The government needs to step up and take a zero-tolerance stance on racism in society at large and all public institutions.
The elected ministers and the relevant parliamentary oversight committees should work to ensure the implementation of the recommendations resulting from any report and these should be binding in one way or another.
Public universities must heed the call for decolonisation. This will assist immensely in the dismantling of institutional cultures that make racism not only acceptable but protect perpetrators when they should be held accountable.
Decolonisation needs to be a strategic priority for the higher education department, so it is unfortunate that in its Strategic Plan 2020-2025, decolonisation is not a priority but a touch-on.
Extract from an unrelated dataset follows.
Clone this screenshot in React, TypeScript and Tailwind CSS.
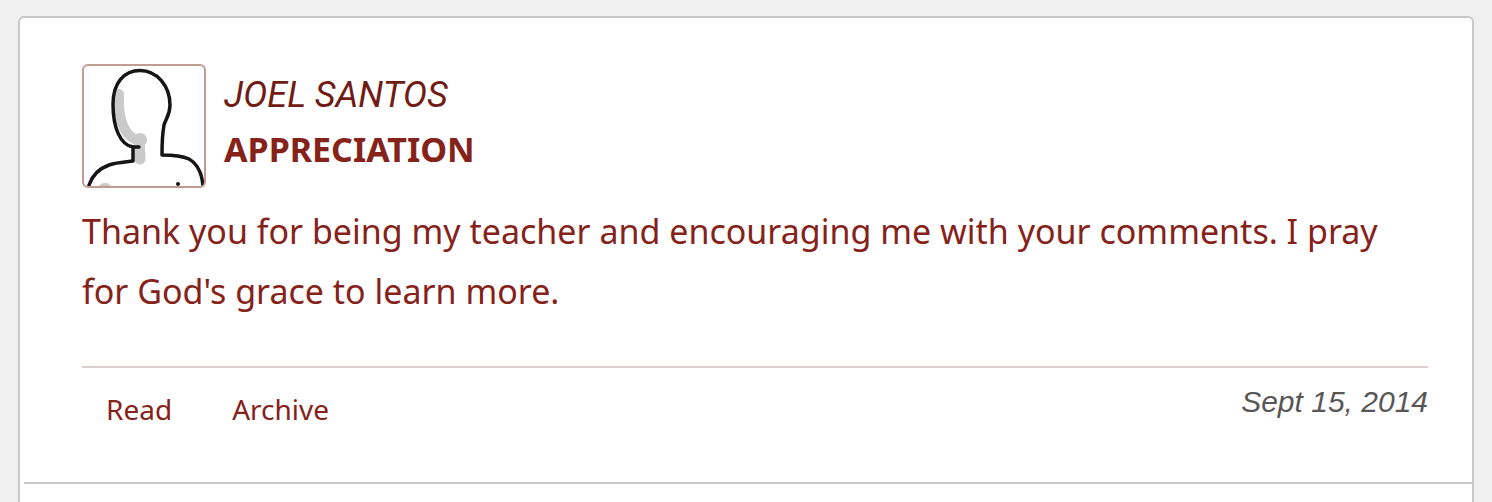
interface Message {
  id: number;
  author: string;
  title: string;
  body: string;
  date: string;
}

const messages: Message[] = [
  {
    id: 1,
    author: 'JOEL SANTOS',
    title: 'APPRECIATION',
    body: "Thank you for being my teacher and encouraging me with your comments. I pray for God's grace to learn more.",
    date: 'Sept 15, 2014',
  },
];

const Avatar = () => (
  <div className="size-[124px] shrink-0 overflow-hidden rounded-md border-2 border-[#c39b95] bg-white">
    <svg viewBox="0 0 120 120" className="size-full" fill="none" strokeLinecap="round" aria-hidden="true">
      {/* Shading */}
      <g stroke="#cacaca">
        <path d="M35 28C34 52 39 71 56 75" strokeWidth="10" />
        <path d="M55 75L56 93" strokeWidth="11" />
        <circle cx="56" cy="74" r="7" fill="#cacaca" stroke="none" />
        <ellipse cx="21" cy="121" rx="6" ry="4" fill="#cacaca" stroke="none" />
      </g>
      {/* Outline */}
      <g stroke="#161414" strokeWidth="3.5" strokeLinejoin="round">
        <path d="M55 81H49C36 79 29 61 29 38C29 17 40 4.500 56 4.500C73 4.500 86 20 86 39C86 49 82 52 80 59C78 70 78 78 78 89C86 89 96 89 105 93C114 98 118 108 119 120" />
        <path d="M49 81V95C43 96 34 96 25 99C14 103 8 110 5 119" />
      </g>
      <circle cx="94" cy="118" r="2" fill="#161414" />
    </svg>
  </div>
);

const MessageItem = ({ message }: { message: Message }) => (
  <article className="ml-1 border-b-2 border-[#c8c8c8] pt-[46px] pr-11 pb-[53px] pl-[58px] text-[#85221a]">
    {/* Header */}
    <header className="flex gap-[18px]">
      <Avatar />
      <div className="pt-1">
        <p className="font-['Roboto',sans-serif] text-[36px] leading-[54px] text-[#701c14] italic">{message.author}</p>
        <h2 className="text-[34px] leading-[54px] font-bold">{message.title}</h2>
      </div>
    </header>

    <p className="mt-[13px] text-[34px] leading-[60px]">{message.body}</p>

    {/* Actions */}
    <footer className="mt-[45px] flex items-start justify-between border-t-2 border-[#dccfce] text-[28px] leading-[40px]">
      <div className="flex gap-[60px] pt-[21px] pl-6">
        <button type="button">Read</button>
        <button type="button">Archive</button>
      </div>
      <time className="pt-[14px] font-['Liberation_Sans',Arial,sans-serif] text-[30px] text-[#595656] italic" dateTime="2014-09-15">
        {message.date}
      </time>
    </footer>
  </article>
);

export default function App() {
  return (
    <main className="h-screen overflow-hidden bg-[#f0f0f0] pt-4 pr-[18px] pl-[18px] font-['Noto_Sans',sans-serif]">
      <section className="min-h-full rounded-t-md border-2 border-b-0 border-[#c8c8c8] bg-white">
        {messages.map((message) => (
          <MessageItem key={message.id} message={message} />
        ))}
      </section>
    </main>
  );
}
Systemic changes in South African higher education must lead to an Africa-centric curriculum, geared towards sustainable development and solutions for Africa by Africans, not merely an insertion of African voices, as an afterthought, into an assimilative Eurocentric epistemological network.
Professor Andre Keet says this means challenging the ways higher education, research and publication remain complicit in and vital to continued [neo]colonial domination. We need to examine “systemically the philosophical foundations of African universities” in order to make headway with the decolonisation of knowledge to “advance the established agendas of African universities for their own epistemic and institutional decolonisation”.
African universities can then start producing graduates who understand African societies and their socioeconomic conditions, as well as the complex and unjust world, and have the skills, drive and interest to develop solutions for Africa and for the world.
Awethu Fatyela is a transformation communication officer at Stellenbosch University’s Transformation Office and previously worked as a researcher for the Economic Freedom Fighters in parliament. She writes in her personal capacity.